Sarah, our tour guide on the observation deck train.
“Dr. Seuss House” near Willow, AK.

Four hours later the train pulled into Talkeetna, Alaska. The rain had let up to a slow steady drizzle, so Phil and I decided to spend some time in that charming hamlet. We ate lunch at The Roadhouse, which has been featured in Man v. Food on The Travel Channel. Phil ordered their signature dish, a reindeer hot dog with chili, while I had a salmon and rice pasty; both were warm and filling. On our way out, we picked up a slice of cheesecake for later from their extensive bakery.

Talkeetna is the point of debarkation for excursions to Mount McKinley, and the ranger station is a must see. It is warm and dry, and the rangers are friendly. Sarah from the train told us they had the nicest bathrooms in town, and she was right. We watched a short film about the mountain and looked around the great room that featured books and exhibits on mountaineering gear as well as a notebook chock full of statistics on attempts to scale Denali, complete with a list of fatalities and their causes. Honestly, I have never understood the appeal of mountain climbing. It’s arduous and extremely cold. What’s to like, I ask in all sincerity.

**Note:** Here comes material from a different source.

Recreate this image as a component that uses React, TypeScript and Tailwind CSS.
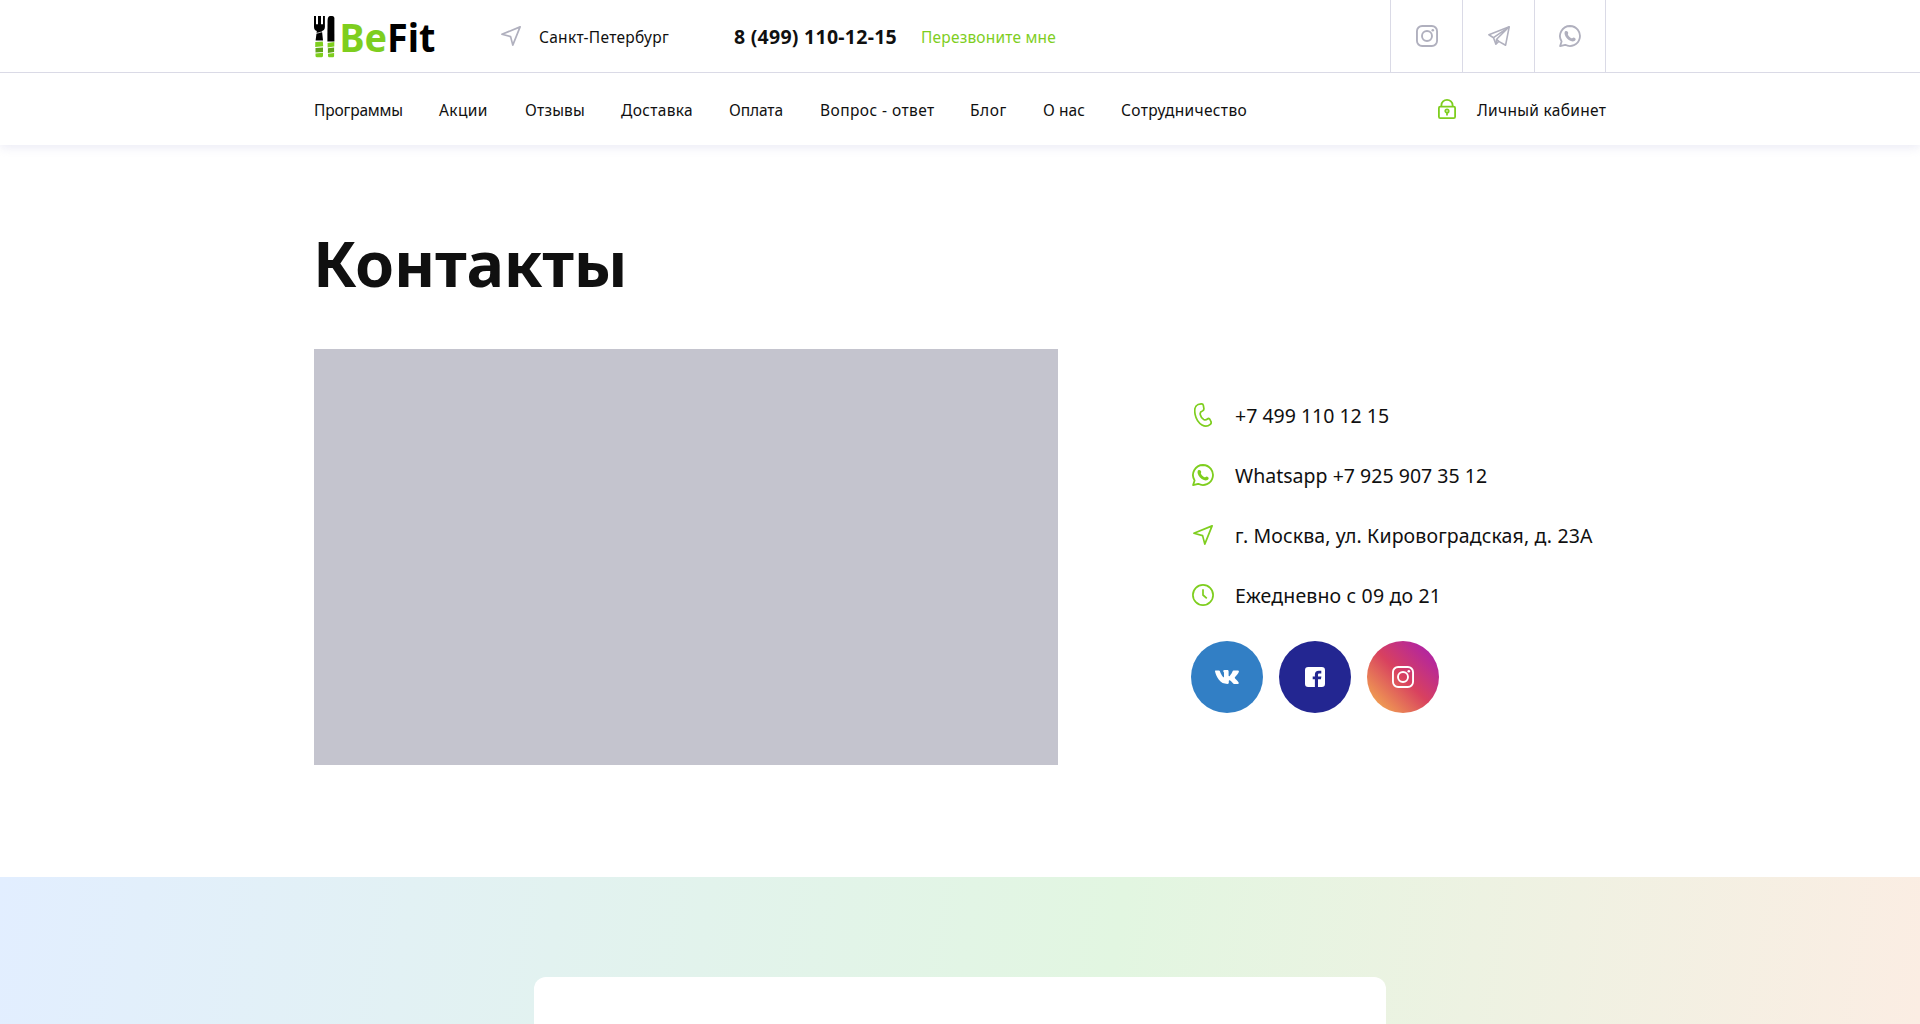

The rest of Talkeetna is a short strip of eateries, a microbrewery, a museum in a former one-room school, souvenir shops, a couple of art galleries, and an assortment of flightseeing and other wilderness outfitters. Almost all of the excursions were cancelled due to inclement weather. It only took a couple of hours to explore the shops, then we found a little coffee shop and stopped for another chance to dry off and warm up before heading to the bus stop for a trip to the McKinley Princess Wilderness Lodge.

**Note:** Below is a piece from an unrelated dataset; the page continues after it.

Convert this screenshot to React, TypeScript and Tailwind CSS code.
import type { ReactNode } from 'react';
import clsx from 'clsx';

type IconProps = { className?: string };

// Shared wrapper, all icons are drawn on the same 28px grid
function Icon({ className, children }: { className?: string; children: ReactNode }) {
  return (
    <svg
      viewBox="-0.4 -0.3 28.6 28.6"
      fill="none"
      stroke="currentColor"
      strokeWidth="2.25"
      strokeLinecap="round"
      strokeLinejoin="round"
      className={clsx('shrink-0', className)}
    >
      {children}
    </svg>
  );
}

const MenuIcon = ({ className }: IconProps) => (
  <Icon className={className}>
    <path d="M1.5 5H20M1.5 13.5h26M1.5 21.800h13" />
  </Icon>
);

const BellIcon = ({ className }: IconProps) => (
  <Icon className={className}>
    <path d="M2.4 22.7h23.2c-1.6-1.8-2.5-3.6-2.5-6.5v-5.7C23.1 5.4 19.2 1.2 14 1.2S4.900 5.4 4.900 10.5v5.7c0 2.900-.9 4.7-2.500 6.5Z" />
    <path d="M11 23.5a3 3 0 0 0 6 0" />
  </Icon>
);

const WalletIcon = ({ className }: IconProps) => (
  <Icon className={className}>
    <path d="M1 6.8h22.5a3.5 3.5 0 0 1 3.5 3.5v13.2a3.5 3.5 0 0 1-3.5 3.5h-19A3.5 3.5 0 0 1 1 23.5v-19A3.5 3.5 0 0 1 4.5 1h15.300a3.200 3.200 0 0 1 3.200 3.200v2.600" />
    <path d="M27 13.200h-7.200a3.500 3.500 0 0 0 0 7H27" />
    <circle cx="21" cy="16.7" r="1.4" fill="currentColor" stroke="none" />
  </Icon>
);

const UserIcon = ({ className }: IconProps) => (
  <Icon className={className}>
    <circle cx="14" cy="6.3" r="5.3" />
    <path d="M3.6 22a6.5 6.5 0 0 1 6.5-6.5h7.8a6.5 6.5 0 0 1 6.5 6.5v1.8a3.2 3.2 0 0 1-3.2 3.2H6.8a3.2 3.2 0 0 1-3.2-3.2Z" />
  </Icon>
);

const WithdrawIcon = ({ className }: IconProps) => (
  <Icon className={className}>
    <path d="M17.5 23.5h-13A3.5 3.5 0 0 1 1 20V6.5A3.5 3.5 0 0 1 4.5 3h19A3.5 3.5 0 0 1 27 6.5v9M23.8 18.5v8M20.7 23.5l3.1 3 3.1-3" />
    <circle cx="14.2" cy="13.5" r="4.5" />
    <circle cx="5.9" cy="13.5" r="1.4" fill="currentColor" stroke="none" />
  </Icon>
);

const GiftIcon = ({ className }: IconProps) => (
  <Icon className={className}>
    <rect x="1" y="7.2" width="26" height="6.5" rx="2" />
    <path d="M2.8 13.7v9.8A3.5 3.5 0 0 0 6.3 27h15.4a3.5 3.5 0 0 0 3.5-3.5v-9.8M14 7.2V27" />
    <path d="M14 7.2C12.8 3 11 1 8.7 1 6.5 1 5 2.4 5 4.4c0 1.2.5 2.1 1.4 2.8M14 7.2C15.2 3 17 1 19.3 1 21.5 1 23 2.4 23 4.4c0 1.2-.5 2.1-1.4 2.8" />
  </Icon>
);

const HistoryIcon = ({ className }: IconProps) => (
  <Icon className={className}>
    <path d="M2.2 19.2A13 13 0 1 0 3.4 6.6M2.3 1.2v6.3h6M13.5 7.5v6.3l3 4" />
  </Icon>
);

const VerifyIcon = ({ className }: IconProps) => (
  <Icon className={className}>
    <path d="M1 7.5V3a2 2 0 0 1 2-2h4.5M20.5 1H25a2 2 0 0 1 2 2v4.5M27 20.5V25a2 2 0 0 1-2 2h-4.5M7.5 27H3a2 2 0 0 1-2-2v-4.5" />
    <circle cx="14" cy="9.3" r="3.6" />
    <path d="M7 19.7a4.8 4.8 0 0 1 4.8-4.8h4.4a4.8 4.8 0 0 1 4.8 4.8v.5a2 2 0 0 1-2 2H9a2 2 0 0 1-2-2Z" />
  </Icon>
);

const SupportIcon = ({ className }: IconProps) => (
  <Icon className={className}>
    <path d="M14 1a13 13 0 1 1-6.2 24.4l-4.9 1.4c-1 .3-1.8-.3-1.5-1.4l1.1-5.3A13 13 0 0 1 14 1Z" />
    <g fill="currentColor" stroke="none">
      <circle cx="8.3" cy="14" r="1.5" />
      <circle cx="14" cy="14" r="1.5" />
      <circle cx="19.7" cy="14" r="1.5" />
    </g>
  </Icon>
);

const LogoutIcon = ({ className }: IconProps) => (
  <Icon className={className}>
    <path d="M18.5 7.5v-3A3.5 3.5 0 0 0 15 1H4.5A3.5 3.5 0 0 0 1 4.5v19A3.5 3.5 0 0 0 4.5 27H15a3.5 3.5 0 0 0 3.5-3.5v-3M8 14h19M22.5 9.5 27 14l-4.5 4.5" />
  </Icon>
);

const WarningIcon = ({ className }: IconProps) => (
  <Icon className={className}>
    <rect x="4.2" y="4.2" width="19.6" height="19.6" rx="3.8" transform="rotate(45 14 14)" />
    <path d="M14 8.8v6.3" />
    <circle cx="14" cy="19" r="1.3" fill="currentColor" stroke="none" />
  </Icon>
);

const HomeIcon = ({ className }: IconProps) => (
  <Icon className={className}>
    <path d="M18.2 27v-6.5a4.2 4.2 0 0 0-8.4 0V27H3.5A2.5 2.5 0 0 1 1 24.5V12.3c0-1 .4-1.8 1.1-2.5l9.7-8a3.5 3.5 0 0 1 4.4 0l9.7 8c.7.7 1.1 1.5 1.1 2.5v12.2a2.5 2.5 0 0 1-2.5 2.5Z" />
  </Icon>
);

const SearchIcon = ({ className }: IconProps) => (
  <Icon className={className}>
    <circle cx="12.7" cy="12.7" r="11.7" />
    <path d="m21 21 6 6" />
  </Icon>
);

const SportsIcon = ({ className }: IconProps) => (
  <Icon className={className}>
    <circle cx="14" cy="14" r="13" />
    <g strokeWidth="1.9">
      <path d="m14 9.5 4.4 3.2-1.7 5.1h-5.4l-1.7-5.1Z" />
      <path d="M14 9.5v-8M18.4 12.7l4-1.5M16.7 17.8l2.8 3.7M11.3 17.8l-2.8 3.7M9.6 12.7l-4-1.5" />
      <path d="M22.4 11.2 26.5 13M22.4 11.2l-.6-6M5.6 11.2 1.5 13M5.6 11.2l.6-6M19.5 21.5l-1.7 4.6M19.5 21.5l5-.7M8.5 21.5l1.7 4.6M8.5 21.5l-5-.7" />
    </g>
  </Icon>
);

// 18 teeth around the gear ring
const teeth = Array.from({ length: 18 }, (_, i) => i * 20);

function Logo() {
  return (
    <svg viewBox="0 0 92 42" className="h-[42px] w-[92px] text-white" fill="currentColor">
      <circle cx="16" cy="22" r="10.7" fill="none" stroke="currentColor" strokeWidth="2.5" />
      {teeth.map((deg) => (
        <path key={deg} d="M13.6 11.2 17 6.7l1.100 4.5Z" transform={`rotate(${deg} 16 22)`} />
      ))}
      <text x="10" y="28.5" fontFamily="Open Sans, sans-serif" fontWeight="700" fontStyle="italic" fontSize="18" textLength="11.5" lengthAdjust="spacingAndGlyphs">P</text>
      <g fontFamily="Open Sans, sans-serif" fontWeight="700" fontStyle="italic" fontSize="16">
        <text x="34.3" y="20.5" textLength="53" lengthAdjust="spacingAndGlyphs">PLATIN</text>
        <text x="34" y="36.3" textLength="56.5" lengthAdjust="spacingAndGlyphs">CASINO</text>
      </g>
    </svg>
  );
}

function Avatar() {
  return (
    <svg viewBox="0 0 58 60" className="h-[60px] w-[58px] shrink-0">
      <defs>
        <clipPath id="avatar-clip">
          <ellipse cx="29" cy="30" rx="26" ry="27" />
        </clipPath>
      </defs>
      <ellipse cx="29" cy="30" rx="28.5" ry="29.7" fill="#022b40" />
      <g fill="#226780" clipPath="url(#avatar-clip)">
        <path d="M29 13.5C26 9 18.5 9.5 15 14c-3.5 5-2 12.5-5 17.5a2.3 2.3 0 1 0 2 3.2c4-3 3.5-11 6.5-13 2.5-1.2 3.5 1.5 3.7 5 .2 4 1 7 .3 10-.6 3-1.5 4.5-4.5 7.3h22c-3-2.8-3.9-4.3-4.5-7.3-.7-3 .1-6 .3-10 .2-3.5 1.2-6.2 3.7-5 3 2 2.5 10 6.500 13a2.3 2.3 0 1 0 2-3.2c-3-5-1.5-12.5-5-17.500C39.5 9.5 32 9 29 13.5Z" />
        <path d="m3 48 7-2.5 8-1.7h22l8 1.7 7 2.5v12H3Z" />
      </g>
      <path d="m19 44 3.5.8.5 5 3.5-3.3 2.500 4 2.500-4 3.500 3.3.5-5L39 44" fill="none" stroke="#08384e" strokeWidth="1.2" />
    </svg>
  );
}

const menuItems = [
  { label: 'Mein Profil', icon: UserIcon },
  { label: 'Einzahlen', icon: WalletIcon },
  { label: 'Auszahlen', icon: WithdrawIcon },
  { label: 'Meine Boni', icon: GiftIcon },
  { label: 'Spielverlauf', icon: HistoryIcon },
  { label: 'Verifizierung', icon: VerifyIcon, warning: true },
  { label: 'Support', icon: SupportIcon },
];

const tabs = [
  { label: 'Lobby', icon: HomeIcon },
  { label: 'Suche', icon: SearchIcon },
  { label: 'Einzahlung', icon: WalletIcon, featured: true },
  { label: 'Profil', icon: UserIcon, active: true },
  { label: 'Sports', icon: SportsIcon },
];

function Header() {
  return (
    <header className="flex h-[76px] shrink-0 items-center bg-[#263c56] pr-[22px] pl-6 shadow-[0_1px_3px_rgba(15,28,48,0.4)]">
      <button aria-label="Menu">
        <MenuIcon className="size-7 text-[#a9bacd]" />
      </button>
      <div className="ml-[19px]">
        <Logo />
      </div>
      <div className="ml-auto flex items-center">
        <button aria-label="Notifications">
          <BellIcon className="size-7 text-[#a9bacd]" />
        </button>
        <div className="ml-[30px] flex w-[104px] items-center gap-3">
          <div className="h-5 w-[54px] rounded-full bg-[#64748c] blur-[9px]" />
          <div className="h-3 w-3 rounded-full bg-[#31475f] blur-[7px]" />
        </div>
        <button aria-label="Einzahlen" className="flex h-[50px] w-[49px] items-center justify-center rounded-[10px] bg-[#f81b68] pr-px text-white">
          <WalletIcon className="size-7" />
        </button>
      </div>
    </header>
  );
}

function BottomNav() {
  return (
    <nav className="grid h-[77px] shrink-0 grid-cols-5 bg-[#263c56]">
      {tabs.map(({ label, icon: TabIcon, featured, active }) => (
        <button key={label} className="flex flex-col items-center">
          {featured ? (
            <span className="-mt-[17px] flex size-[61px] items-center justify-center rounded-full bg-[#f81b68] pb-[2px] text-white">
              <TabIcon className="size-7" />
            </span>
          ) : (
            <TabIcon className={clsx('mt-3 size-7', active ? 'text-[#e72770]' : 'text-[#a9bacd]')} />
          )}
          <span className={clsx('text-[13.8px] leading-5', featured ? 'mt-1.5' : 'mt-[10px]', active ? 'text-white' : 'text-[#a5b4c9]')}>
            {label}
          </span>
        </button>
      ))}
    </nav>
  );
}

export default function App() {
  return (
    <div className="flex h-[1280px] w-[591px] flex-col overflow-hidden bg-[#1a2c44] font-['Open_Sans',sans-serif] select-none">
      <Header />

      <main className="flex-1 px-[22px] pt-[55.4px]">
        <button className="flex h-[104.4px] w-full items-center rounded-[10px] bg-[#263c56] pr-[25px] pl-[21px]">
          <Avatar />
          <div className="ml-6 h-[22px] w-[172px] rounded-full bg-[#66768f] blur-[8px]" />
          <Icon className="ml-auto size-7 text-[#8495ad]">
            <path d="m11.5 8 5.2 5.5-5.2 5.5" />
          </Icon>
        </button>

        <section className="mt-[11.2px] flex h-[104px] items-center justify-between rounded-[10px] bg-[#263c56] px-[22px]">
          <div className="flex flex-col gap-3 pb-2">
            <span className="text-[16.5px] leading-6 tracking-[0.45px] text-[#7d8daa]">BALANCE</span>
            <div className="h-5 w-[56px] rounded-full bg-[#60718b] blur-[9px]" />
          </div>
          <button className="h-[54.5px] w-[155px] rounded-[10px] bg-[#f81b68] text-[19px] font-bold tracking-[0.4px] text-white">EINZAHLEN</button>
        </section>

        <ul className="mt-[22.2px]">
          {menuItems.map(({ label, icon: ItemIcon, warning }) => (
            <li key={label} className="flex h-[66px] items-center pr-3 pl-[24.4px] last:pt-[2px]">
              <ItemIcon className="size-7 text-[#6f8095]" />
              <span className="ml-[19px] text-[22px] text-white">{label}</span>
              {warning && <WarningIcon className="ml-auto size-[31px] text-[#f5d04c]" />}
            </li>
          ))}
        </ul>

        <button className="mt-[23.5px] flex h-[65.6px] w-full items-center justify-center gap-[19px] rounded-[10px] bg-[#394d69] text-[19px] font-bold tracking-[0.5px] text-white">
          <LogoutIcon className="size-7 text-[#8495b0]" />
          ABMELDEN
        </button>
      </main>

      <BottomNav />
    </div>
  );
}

The lodge is about 50 miles from Talkeetna, an hour on the bus, just long enough to savor a refill on my hot tea and share the cheesecake from the Roadhouse. The lodge was about what we expected from a cruise line, nice in the catering-to-the-crowd sense. There was a main lodge with a couple of restaurants, a gift shop, and a tour desk. We checked in and bought tickets to the evening “Norhtern Lights Photosymphony.” Unlike a cruise, meals and entertainment are not included. We ate at the mid-range 20,320 Cafe, where just like a cruise, the food is nondescript. The room was nice, and much larger than a ship cabin, though not as charming as the Anchorage Grand Hotel. We waited for our bags to be delivered, then headed back to the main lodge, the only location with wi-fi.

On the way back to the lodge, we saw that the fog had lifted enough to see the outlines of Mount McKinley through the vapor. I thought that it would be all-or-nothing see it or not, so I was quite pleased. We stopped at the front desk to ask for a wake-up call in case the Northern Lights were visible, spent some quality time with our iPads and headed down to the “photosymphony.” Our tickets bought us each a stacking chair in a conference room watching morphed time-lapse photos of the aurora borealis projected onto a wall and set to classical music selections over a tinny speaker system. The idea has potential; it really does. Play it in a nice auditorium with tiered seating, a big screen and surround sound speakers and it would have been $16 well spent. As it was, though, not so much.

Mount McKinley through misty rain and fog.

Sadly, there was no midnight aurora call, and we awoke to another cold, gray, rainy morning. After breakfast we meandered back to the main lodge to check out excursion options for the day. All flight options cancelled. No luck on horseback riding, either, although we could take a horse drawn wagon ride. (Excuse me? I didn’t come all the way to Alaska for a hay ride!) Neither of us is interested in fly fishing or ATVs. Wait a minute: the Byer’s Lake Nature Walk looks promising. Unfortunately, that’s no longer available because the guide went back to college. Besides, there is a minimum of three people. Not looking good . . . not looking good. We may have to spend the entire day in the lodge with several busloads of retirees to keep us company.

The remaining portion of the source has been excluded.